David, the Bubble Boy
With the permission of David's parents, I introduced a resolution in the House of Representatives asking the President to award David the Presidential Medal of Freedom, our nation's highest civilian honor. It received more than 100 additional co-sponsors before the adjournment of the 98th Congress. Because I strongly feel that David deserves recognition for his immeasurable contributions to medicine and humanity, I am reintroducing the resolution in the coming Congress. By passing such a resolution, we express our wish to David's family that his sacrifices and his courage will not be forgotten. I urge all citizens to contact their congressmen and ask them to become co-sponsors.
Cong. Mickey Leland (D-Texas)
Washington, D.C.

This Houston Oiler and his wife were quite honored to find out that our team had a fan like David. We only wish he knew what fans he had in us. To find anyone who has that much strength and courage is rare, but to find it in a child is truly remarkable. David will always be in our hearts.
Carter and Carolyn Hartwig
Missouri City, Texas

Carter Hartwig is a defensive back for the Oilers.—ED.

Martin Galvin
Maybe the British should get out of Northern Ireland and let the folks there slug it out among themselves.
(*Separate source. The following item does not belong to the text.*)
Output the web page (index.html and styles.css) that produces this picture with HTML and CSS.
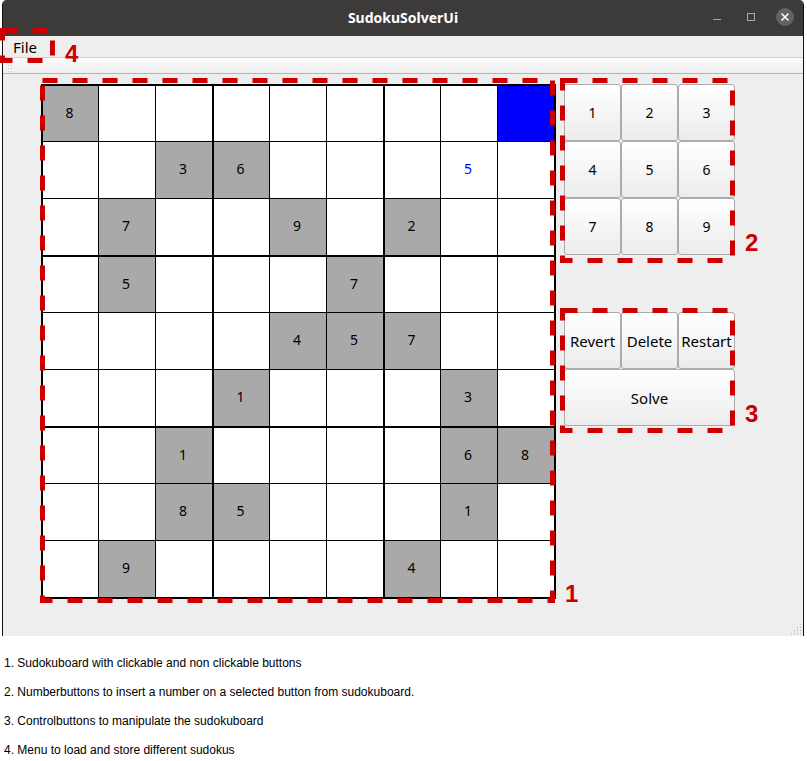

But as a supporter of the IRA, Martin Galvin, even though he may never have fired a shot himself, is nothing more than a terrorist like his IRA buddies. Every time a death occurs as a result of IRA hit-and-run violence, Galvin aids in the tragic, bloody act. Whether it be shoppers in a store, innocents walking down the street or Margaret Thatcher's fellow guests at a hotel in Brighton, Galvin is right there, helping to light the fuse.
Kevin R. Young
Victoria, Texas

Picks & Pans
Please stick to covering the flavor of the month and leave our rock 'n' roll legends alone. After years of eating the sterile pablum dished out by the Donnas, Olivias and Dianas that you regularly fawn over, you couldn't help but prefer Dionne Warwick's tasteful crooning to the joyful exuberance and unrestrained belting of the Shirelles. The fact that the Shirelles never followed Warwick and Ross down the Copacabana trail to PEOPLE'S white-bread respectability is the very reason that they've been able to hold their audience for 25 years without the extensive coverage that selling out would have provided.
Catherine D. Santamaria
New York City

Park Estep
We have a judicial system second to none; in Park Estep's case, however, that system has failed. If Mr. Estep has spent 10 years in jail for a murder committed by another man, then the system should beg his forgiveness, release him immediately and compensate him for the years of lost freedom and the humiliation he has suffered. Instead, DA Bob Russel was apparently unwilling to admit that a mistake had been made, because he was in the middle of a reelection campaign. Good luck, Mr. Estep, in your struggle against the blind political ambition that has taken priority over your civil liberties.
Alan E. Karp
Fort Lauderdale, Fla.

Bob Russel lost his campaign for District Attorney of El Paso County, Colo. He was defeated by a margin of 55 to 45 percent in a contest with Barney luppa, Democrat and former public defender. A hearing on Park Estep's motion for a new trial is set for Jan. 14.—ED.